The Australian government has beefed up its already relatively strong vaccination laws in a bid to push inoculation rates up to record highs around the country. According to a statement by MP Dan Tehan, the Minister for Social Services, as of July 1, parents who don’t vaccinate their children will lose part of their biweekly support payments.
Those receiving Family Tax Benefit Part A payments – available to families earning around $59,100 USD – will lose $21 USD every two weeks for each child not up to date with their required vaccinations.
“Immunization is the safest way to protect children from vaccine-preventable diseases,” Tehan explained. “Parents who don’t immunize their children are putting their own kids at risk as well as the children of other people.”
Vaccination policies vary all around the world, both across and within nations. In the US, for example, it’s mandatory for children to receive a suite of vaccinations or else they won’t be allowed to go to school.
There are exemptions for those with legitimate medical issues, which is why it’s important for everyone else to get vaccinated. Thanks to the principle of herd immunity, if everyone else is vaccinated, they remain insulated from the disease in question. There are, sadly, exemptions for personal, religious, and philosophical reasons, which as you might imagine are applied for – and granted – at a disgraceful rate.
Anti-vaxxers have infested the Southern Hemisphere too, so some Australian parents who are fundamentally opposed to the idea of vaccines will likely take the financial hit. Hopefully, though, this pushes vaccination rates up: The desert nation has had some success with its increasingly strict vaccination laws in the past.
Back in 2015, the government terminated religious exemptions for vaccinations. Various Australian states also began to abide by a “No Jab, No Play” policy, which bars unvaccinated children from attending educational centers and daycare. They also have banned exemptions for those who object to vaccinations on a moral or philosophical level.

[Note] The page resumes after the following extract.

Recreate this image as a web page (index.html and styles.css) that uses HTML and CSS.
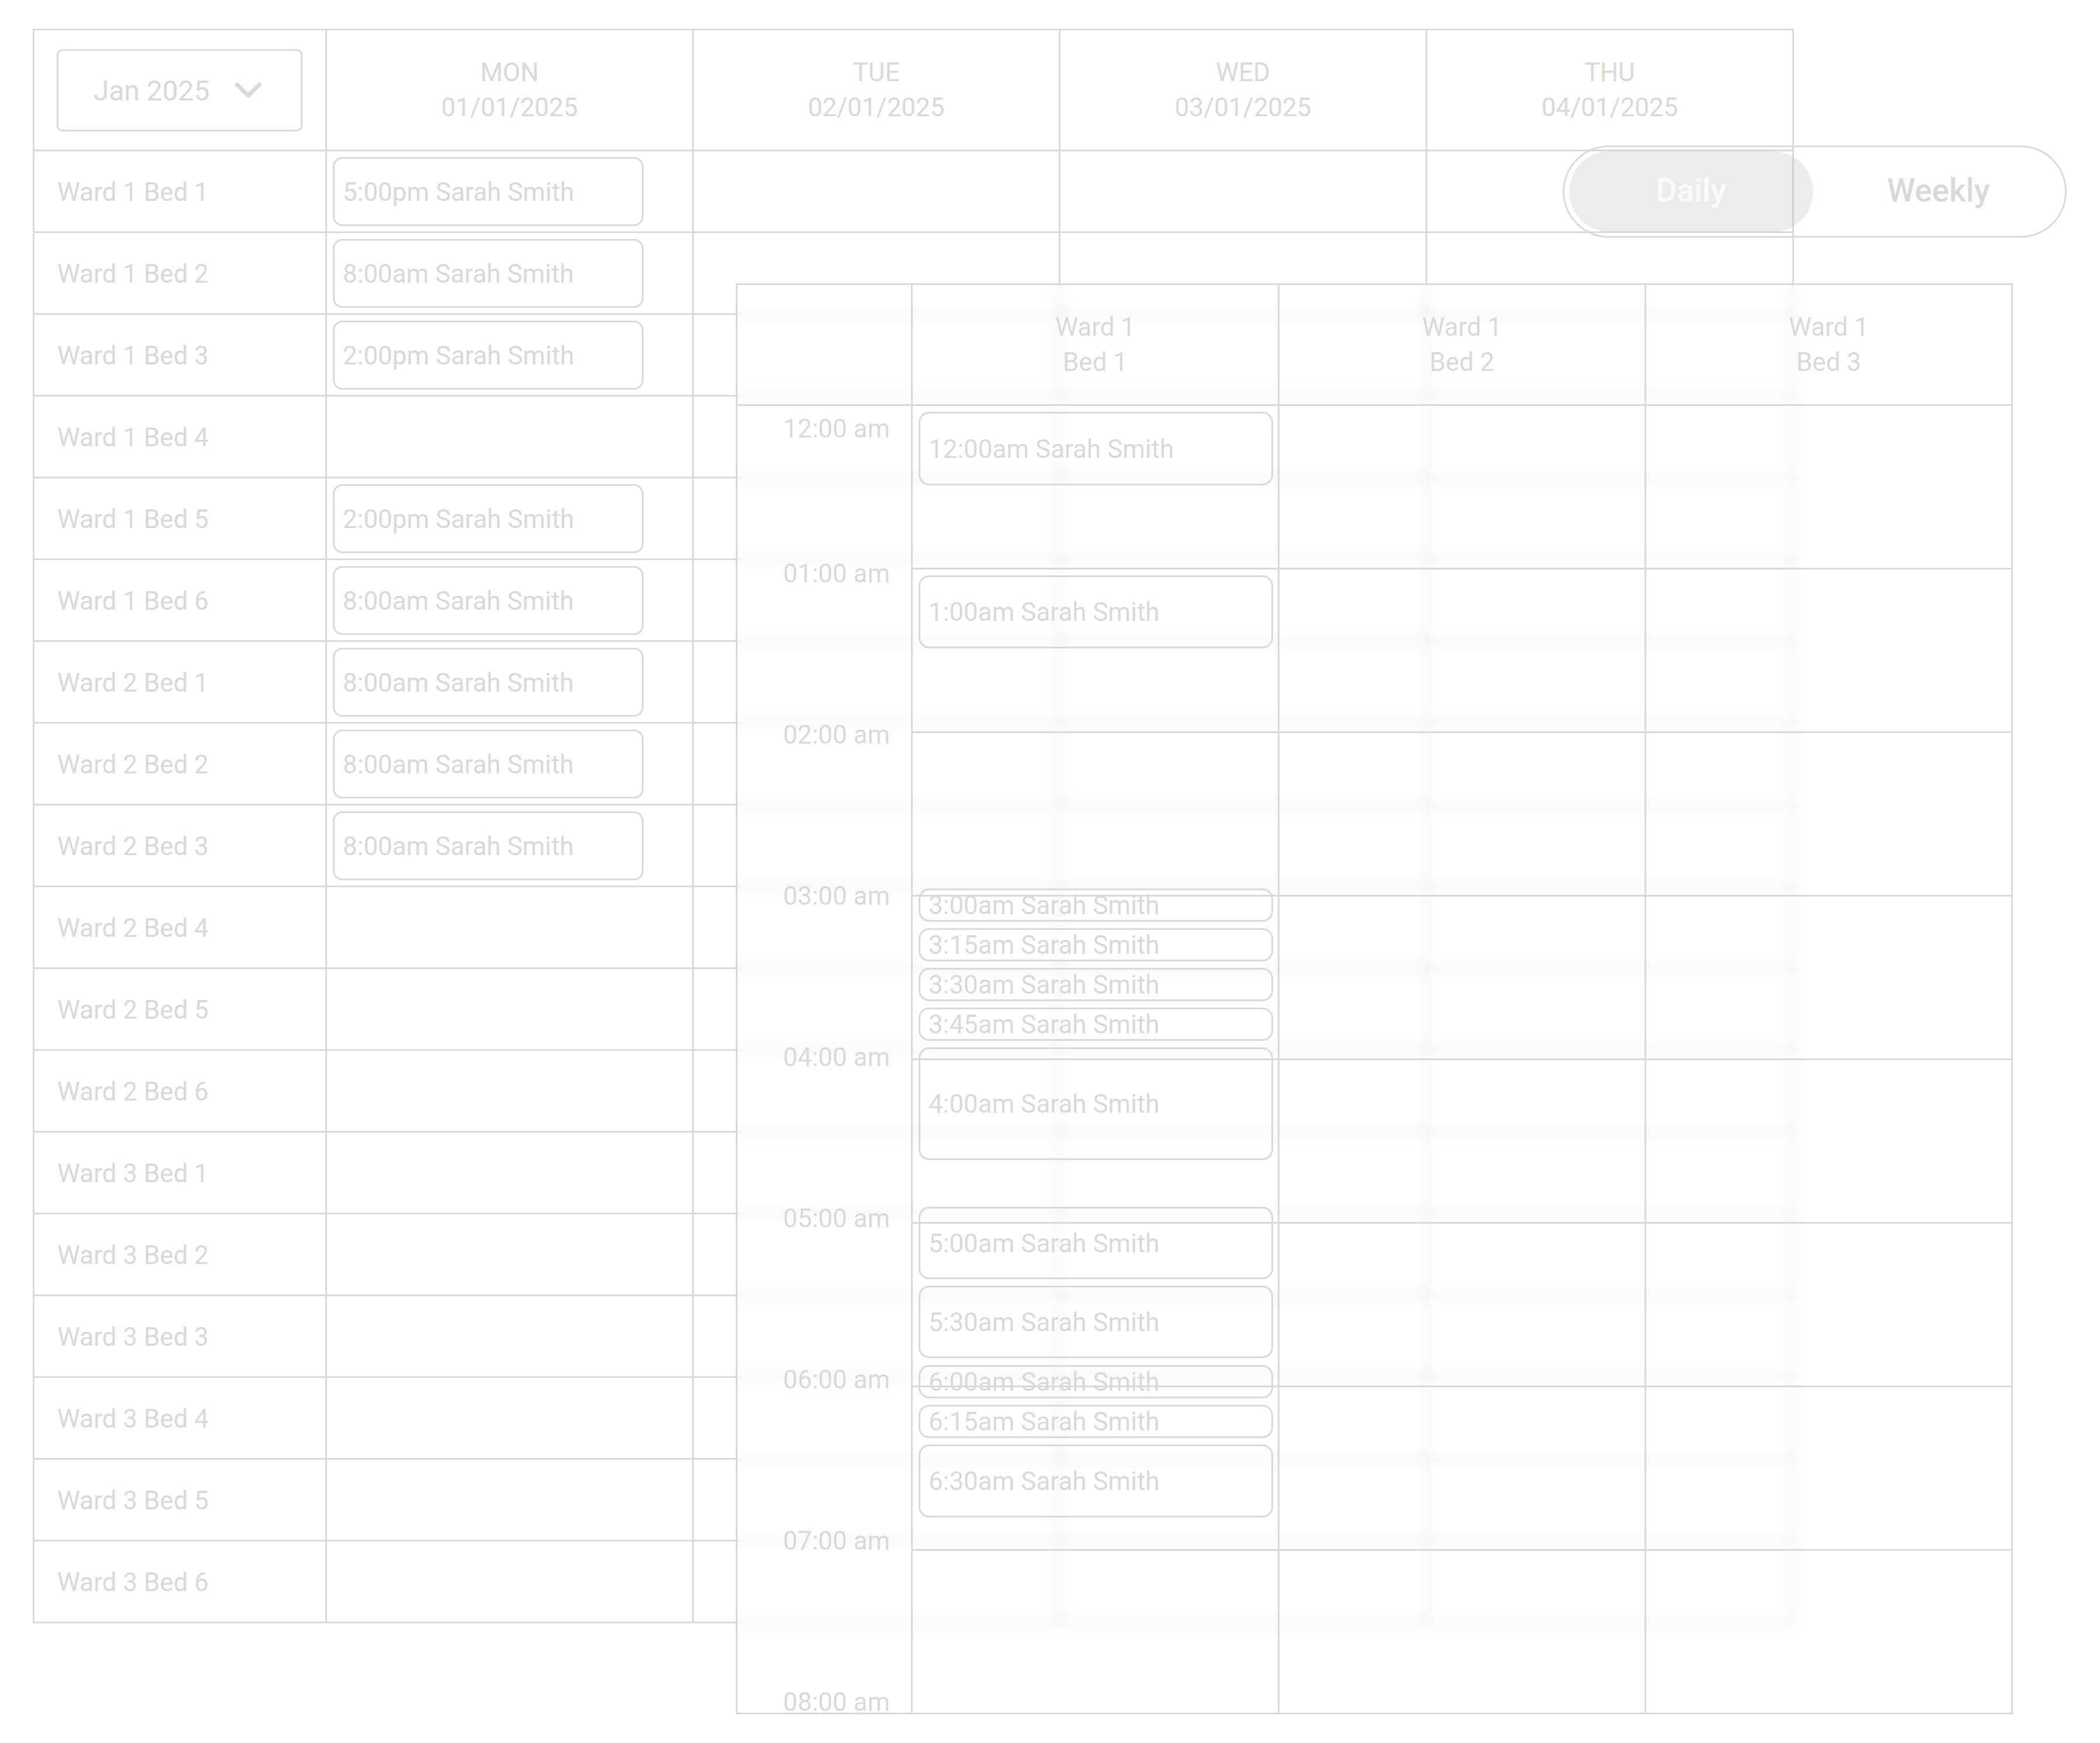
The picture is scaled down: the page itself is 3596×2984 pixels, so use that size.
FILE: index.html
```html
<!DOCTYPE html>
<html lang="en">
<head>
<meta charset="utf-8">
<title>Ward schedule</title>
<link rel="stylesheet" href="styles.css">
</head>
<body>
<div class="page">
  <div class="weekly">
    <div class="w-cell w-head w-corner">
      <div class="month-select">
        <span>Jan 2025</span>
        <svg class="chev" width="46" height="27" viewBox="0 0 46 27"><polyline points="4,4 23,22.5 42,4" fill="none" stroke="#d9d9d9" stroke-width="7" stroke-linecap="round" stroke-linejoin="round"/></svg>
      </div>
    </div>
    <div class="w-cell w-head"><span>MON</span><span>01/01/2025</span></div>
    <div class="w-cell w-head"><span>TUE</span><span>02/01/2025</span></div>
    <div class="w-cell w-head"><span>WED</span><span>03/01/2025</span></div>
    <div class="w-cell w-head"><span>THU</span><span>04/01/2025</span></div>

    <div class="w-cell w-label">Ward 1 Bed 1</div>
    <div class="w-cell w-day"><div class="appt">5:00pm Sarah Smith</div></div>
    <div class="w-cell"></div><div class="w-cell"></div><div class="w-cell"></div>

    <div class="w-cell w-label">Ward 1 Bed 2</div>
    <div class="w-cell w-day"><div class="appt">8:00am Sarah Smith</div></div>
    <div class="w-cell"></div><div class="w-cell"></div><div class="w-cell"></div>

    <div class="w-cell w-label">Ward 1 Bed 3</div>
    <div class="w-cell w-day"><div class="appt">2:00pm Sarah Smith</div></div>
    <div class="w-cell"></div><div class="w-cell"></div><div class="w-cell"></div>

    <div class="w-cell w-label">Ward 1 Bed 4</div>
    <div class="w-cell w-day"></div>
    <div class="w-cell"></div><div class="w-cell"></div><div class="w-cell"></div>

    <div class="w-cell w-label">Ward 1 Bed 5</div>
    <div class="w-cell w-day"><div class="appt">2:00pm Sarah Smith</div></div>
    <div class="w-cell"></div><div class="w-cell"></div><div class="w-cell"></div>

    <div class="w-cell w-label">Ward 1 Bed 6</div>
    <div class="w-cell w-day"><div class="appt">8:00am Sarah Smith</div></div>
    <div class="w-cell"></div><div class="w-cell"></div><div class="w-cell"></div>

    <div class="w-cell w-label">Ward 2 Bed 1</div>
    <div class="w-cell w-day"><div class="appt">8:00am Sarah Smith</div></div>
    <div class="w-cell"></div><div class="w-cell"></div><div class="w-cell"></div>

    <div class="w-cell w-label">Ward 2 Bed 2</div>
    <div class="w-cell w-day"><div class="appt">8:00am Sarah Smith</div></div>
    <div class="w-cell"></div><div class="w-cell"></div><div class="w-cell"></div>

    <div class="w-cell w-label">Ward 2 Bed 3</div>
    <div class="w-cell w-day"><div class="appt">8:00am Sarah Smith</div></div>
    <div class="w-cell"></div><div class="w-cell"></div><div class="w-cell"></div>

    <div class="w-cell w-label">Ward 2 Bed 4</div>
    <div class="w-cell w-day"></div>
    <div class="w-cell"></div><div class="w-cell"></div><div class="w-cell"></div>

    <div class="w-cell w-label">Ward 2 Bed 5</div>
    <div class="w-cell w-day"></div>
    <div class="w-cell"></div><div class="w-cell"></div><div class="w-cell"></div>

    <div class="w-cell w-label">Ward 2 Bed 6</div>
    <div class="w-cell w-day"></div>
    <div class="w-cell"></div><div class="w-cell"></div><div class="w-cell"></div>

    <div class="w-cell w-label">Ward 3 Bed 1</div>
    <div class="w-cell w-day"></div>
    <div class="w-cell"></div><div class="w-cell"></div><div class="w-cell"></div>

    <div class="w-cell w-label">Ward 3 Bed 2</div>
    <div class="w-cell w-day"></div>
    <div class="w-cell"></div><div class="w-cell"></div><div class="w-cell"></div>

    <div class="w-cell w-label">Ward 3 Bed 3</div>
    <div class="w-cell w-day"></div>
    <div class="w-cell"></div><div class="w-cell"></div><div class="w-cell"></div>

    <div class="w-cell w-label">Ward 3 Bed 4</div>
    <div class="w-cell w-day"></div>
    <div class="w-cell"></div><div class="w-cell"></div><div class="w-cell"></div>

    <div class="w-cell w-label">Ward 3 Bed 5</div>
    <div class="w-cell w-day"></div>
    <div class="w-cell"></div><div class="w-cell"></div><div class="w-cell"></div>

    <div class="w-cell w-label">Ward 3 Bed 6</div>
    <div class="w-cell w-day"></div>
    <div class="w-cell"></div><div class="w-cell"></div><div class="w-cell"></div>
  </div>

  <div class="toggle">
    <div class="toggle-btn active">Daily</div>
    <div class="toggle-btn">Weekly</div>
  </div>

  <div class="daily">
    <div class="d-head"></div>
    <div class="d-head"><span>Ward 1</span><span>Bed 1</span></div>
    <div class="d-head"><span>Ward 1</span><span>Bed 2</span></div>
    <div class="d-head"><span>Ward 1</span><span>Bed 3</span></div>

    <div class="d-times">
      <div class="d-time first">12:00 am</div>
      <div class="d-time">01:00 am</div>
      <div class="d-time">02:00 am</div>
      <div class="d-time">03:00 am</div>
      <div class="d-time">04:00 am</div>
      <div class="d-time">05:00 am</div>
      <div class="d-time">06:00 am</div>
      <div class="d-time">07:00 am</div>
      <div class="d-time last">08:00 am</div>
    </div>

    <div class="d-col">
      <div class="d-hour"></div><div class="d-hour"></div><div class="d-hour"></div><div class="d-hour"></div>
      <div class="d-hour"></div><div class="d-hour"></div><div class="d-hour"></div><div class="d-hour"></div>
      <div class="d-event" style="top:10px;height:126px">12:00am Sarah Smith</div>
      <div class="d-event" style="top:290px;height:125px">1:00am Sarah Smith</div>
      <div class="d-event" style="top:826px;height:57px">3:00am Sarah Smith</div>
      <div class="d-event" style="top:894px;height:57px">3:15am Sarah Smith</div>
      <div class="d-event" style="top:962px;height:57px">3:30am Sarah Smith</div>
      <div class="d-event" style="top:1030px;height:57px">3:45am Sarah Smith</div>
      <div class="d-event" style="top:1098px;height:193px">4:00am Sarah Smith</div>
      <div class="d-event" style="top:1371px;height:124px">5:00am Sarah Smith</div>
      <div class="d-event" style="top:1506px;height:124px">5:30am Sarah Smith</div>
      <div class="d-event" style="top:1642px;height:57px">6:00am Sarah Smith</div>
      <div class="d-event" style="top:1710px;height:57px">6:15am Sarah Smith</div>
      <div class="d-event" style="top:1778px;height:125px">6:30am Sarah Smith</div>
    </div>
    <div class="d-col">
      <div class="d-hour"></div><div class="d-hour"></div><div class="d-hour"></div><div class="d-hour"></div>
      <div class="d-hour"></div><div class="d-hour"></div><div class="d-hour"></div><div class="d-hour"></div>
    </div>
    <div class="d-col">
      <div class="d-hour"></div><div class="d-hour"></div><div class="d-hour"></div><div class="d-hour"></div>
      <div class="d-hour"></div><div class="d-hour"></div><div class="d-hour"></div><div class="d-hour"></div>
    </div>
  </div>
</div>
</body>
</html>
```

FILE: styles.css
```css
* {
  box-sizing: border-box;
}

html,
body {
  margin: 0;
  padding: 0;
  background: #ffffff;
}

body {
  font-family: Roboto, "Liberation Sans", sans-serif;
  font-size: 44px;
  color: #d9d9d9;
}

.page {
  position: relative;
  width: 3596px;
  height: 2984px;
  padding: 49px 0 0 56px;
  overflow: hidden;
}

/* ---------- Weekly table ---------- */
.weekly {
  display: grid;
  width: fit-content;
  grid-template-columns: 501px repeat(4, 628px);
  grid-template-rows: 207px repeat(18, 140px);
  border-left: 3px solid #d9d9d9;
  border-top: 3px solid #d9d9d9;
}

.w-cell {
  border-right: 3px solid #d9d9d9;
  border-bottom: 3px solid #d9d9d9;
  line-height: 51.5px;
}

.w-head {
  display: flex;
  flex-direction: column;
  align-items: center;
  justify-content: center;
  line-height: 60px;
}

.w-corner {
  align-items: flex-start;
  padding-left: 38px;
}

.month-select {
  width: 421px;
  height: 141px;
  border: 3px solid #d9d9d9;
  border-radius: 10px;
  display: flex;
  align-items: center;
  gap: 43px;
  padding-left: 60px;
  font-size: 48px;
  line-height: 56px;
}

.month-select span {
  padding-top: 4px;
}

.chev {
  display: block;
  flex: none;
}

.w-label {
  display: flex;
  align-items: center;
  padding-left: 39px;
  padding-top: 4px;
}

.w-day {
  padding: 10px 0 0 10px;
}

.appt {
  width: 532px;
  height: 118px;
  border: 3px solid #d9d9d9;
  border-radius: 16px;
  display: flex;
  align-items: center;
  padding-left: 14px;
  padding-top: 4px;
  white-space: nowrap;
}

/* ---------- Daily / Weekly toggle ---------- */
.toggle {
  position: absolute;
  left: 2676px;
  top: 249px;
  width: 863px;
  height: 158px;
  border: 3px solid #d9d9d9;
  border-radius: 79px;
  display: flex;
  padding: 7px 8px;
  font-size: 55px;
  font-weight: 500;
}

.toggle-btn {
  flex: 1;
  display: flex;
  align-items: center;
  justify-content: center;
  border-radius: 69px;
  padding-bottom: 4px;
  color: #d9d9d9;
}

.toggle-btn.active {
  background: rgba(195, 192, 195, 0.3);
  color: #fafafa;
}

.toggle-btn + .toggle-btn {
  padding-left: 6px;
}

/* ---------- Daily overlay ---------- */
.daily {
  position: absolute;
  left: 1260px;
  top: 485px;
  display: grid;
  grid-template-columns: 300px repeat(3, 628px);
  grid-template-rows: 207px 2240px;
  border-left: 3px solid #d9d9d9;
  border-top: 3px solid #d9d9d9;
  background: rgba(255, 255, 255, 0.15);
  -webkit-backdrop-filter: blur(9px);
  backdrop-filter: blur(9px);
}

.d-head {
  border-right: 3px solid #d9d9d9;
  border-bottom: 3px solid #d9d9d9;
  display: flex;
  flex-direction: column;
  align-items: center;
  justify-content: center;
  line-height: 60px;
}

.d-times {
  border-right: 3px solid #d9d9d9;
  border-bottom: 3px solid #d9d9d9;
  display: flex;
  flex-direction: column;
  align-items: flex-end;
  padding: 14px 36px 0 0;
  line-height: 51.5px;
}

.d-time {
  flex: none;
  height: 276.1px;
  white-space: nowrap;
}

.d-time.first {
  height: 247.5px;
}

.d-time.last {
  height: 51.5px;
}

.d-col {
  position: relative;
  border-right: 3px solid #d9d9d9;
  display: flex;
  flex-direction: column;
}

.d-hour {
  flex: none;
  height: 280px;
  border-bottom: 3px solid #d9d9d9;
}

.d-event {
  position: absolute;
  left: 10px;
  width: 607px;
  border: 3px solid #d9d9d9;
  border-radius: 18px;
  display: flex;
  align-items: center;
  padding-left: 14px;
  padding-top: 3px;
  line-height: 51.5px;
  white-space: nowrap;
}
```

Consequently, 246,000 more children were vaccinated, and the immunization rate in the country crept up to 92.2 percent. This is despite the fact that the anti-vaxxer movement remains a clear and present threat. As ABC News reported back in February, anti-vaxxers in Queensland and elsewhere set up their own social services in order to partly get around current laws.
This latest government initiative is an alteration of the No Jab, No Pay laws; a switch to a biweekly reduction instead of an end-of-year penalty. According to Tehan, this scheme will provide “a constant reminder for parents to keep their children’s immunization up to date.”